SET EXERCISE = Locate all lines with the word "index". Copy them.

RECORD EXCERPTS =
..........

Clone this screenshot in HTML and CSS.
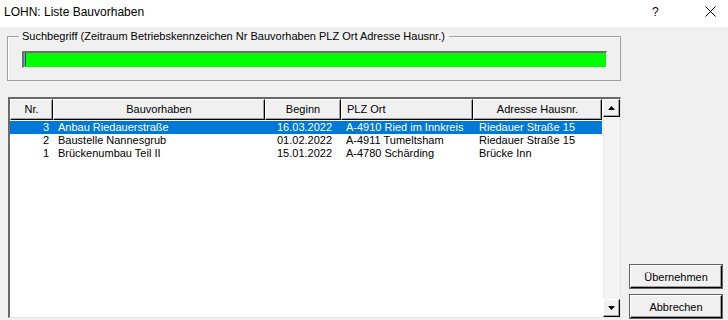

..........

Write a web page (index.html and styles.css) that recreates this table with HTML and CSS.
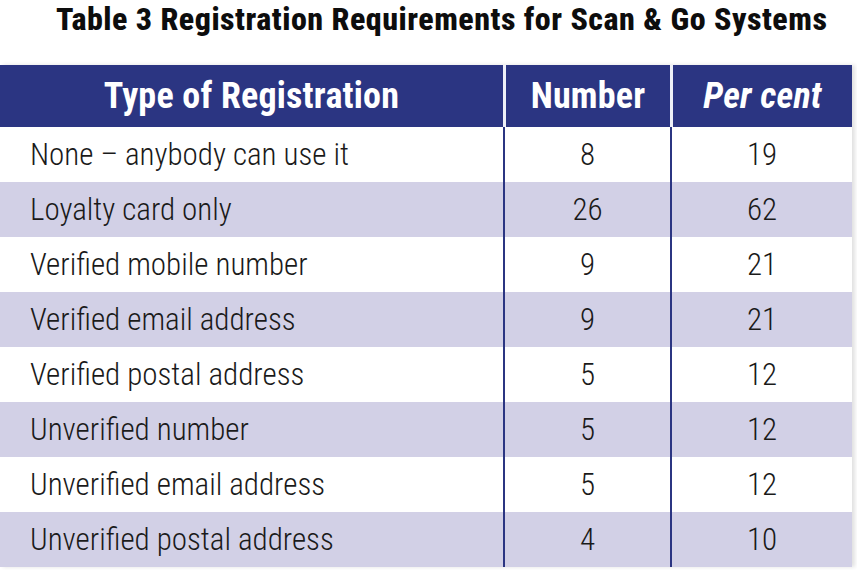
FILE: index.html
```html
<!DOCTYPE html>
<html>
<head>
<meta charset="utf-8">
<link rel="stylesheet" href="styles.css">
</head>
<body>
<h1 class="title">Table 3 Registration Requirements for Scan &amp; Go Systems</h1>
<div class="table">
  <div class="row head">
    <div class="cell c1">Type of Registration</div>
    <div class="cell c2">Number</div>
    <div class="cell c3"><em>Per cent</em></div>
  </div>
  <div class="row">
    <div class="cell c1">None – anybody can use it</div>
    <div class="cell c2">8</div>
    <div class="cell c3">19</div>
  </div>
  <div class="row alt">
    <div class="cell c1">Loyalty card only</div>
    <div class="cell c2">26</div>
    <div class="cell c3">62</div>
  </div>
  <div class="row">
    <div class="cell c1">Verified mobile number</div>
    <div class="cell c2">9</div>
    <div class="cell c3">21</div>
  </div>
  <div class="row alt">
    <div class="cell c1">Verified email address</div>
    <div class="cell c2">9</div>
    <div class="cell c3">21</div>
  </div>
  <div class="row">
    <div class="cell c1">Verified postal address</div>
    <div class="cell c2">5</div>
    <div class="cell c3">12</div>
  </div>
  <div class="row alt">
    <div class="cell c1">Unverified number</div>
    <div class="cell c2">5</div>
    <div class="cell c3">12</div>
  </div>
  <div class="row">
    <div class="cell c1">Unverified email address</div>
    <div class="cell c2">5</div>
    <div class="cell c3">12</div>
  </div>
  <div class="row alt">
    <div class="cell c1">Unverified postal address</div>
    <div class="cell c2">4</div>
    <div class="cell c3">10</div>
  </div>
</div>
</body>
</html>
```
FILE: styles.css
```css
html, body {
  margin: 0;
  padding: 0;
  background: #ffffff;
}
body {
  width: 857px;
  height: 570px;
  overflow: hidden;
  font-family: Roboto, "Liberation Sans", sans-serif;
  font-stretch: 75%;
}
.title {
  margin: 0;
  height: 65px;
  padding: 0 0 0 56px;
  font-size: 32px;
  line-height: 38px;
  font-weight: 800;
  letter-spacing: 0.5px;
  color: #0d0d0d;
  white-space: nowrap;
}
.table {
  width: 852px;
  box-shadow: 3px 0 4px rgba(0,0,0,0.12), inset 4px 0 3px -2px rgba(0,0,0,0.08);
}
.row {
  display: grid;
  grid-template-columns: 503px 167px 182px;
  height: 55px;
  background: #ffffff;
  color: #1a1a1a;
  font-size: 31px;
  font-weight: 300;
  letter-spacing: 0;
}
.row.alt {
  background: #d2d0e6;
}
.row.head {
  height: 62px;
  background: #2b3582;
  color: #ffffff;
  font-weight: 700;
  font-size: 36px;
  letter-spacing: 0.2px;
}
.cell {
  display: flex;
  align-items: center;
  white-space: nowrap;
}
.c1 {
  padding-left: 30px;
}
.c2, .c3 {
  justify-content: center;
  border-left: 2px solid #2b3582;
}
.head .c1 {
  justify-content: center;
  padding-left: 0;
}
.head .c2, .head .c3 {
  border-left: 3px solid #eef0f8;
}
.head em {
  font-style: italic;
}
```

..........

EXPECTED OUTPUT =
Write a web page (index.html and styles.css) that recreates this table with HTML and CSS.
FILE: index.html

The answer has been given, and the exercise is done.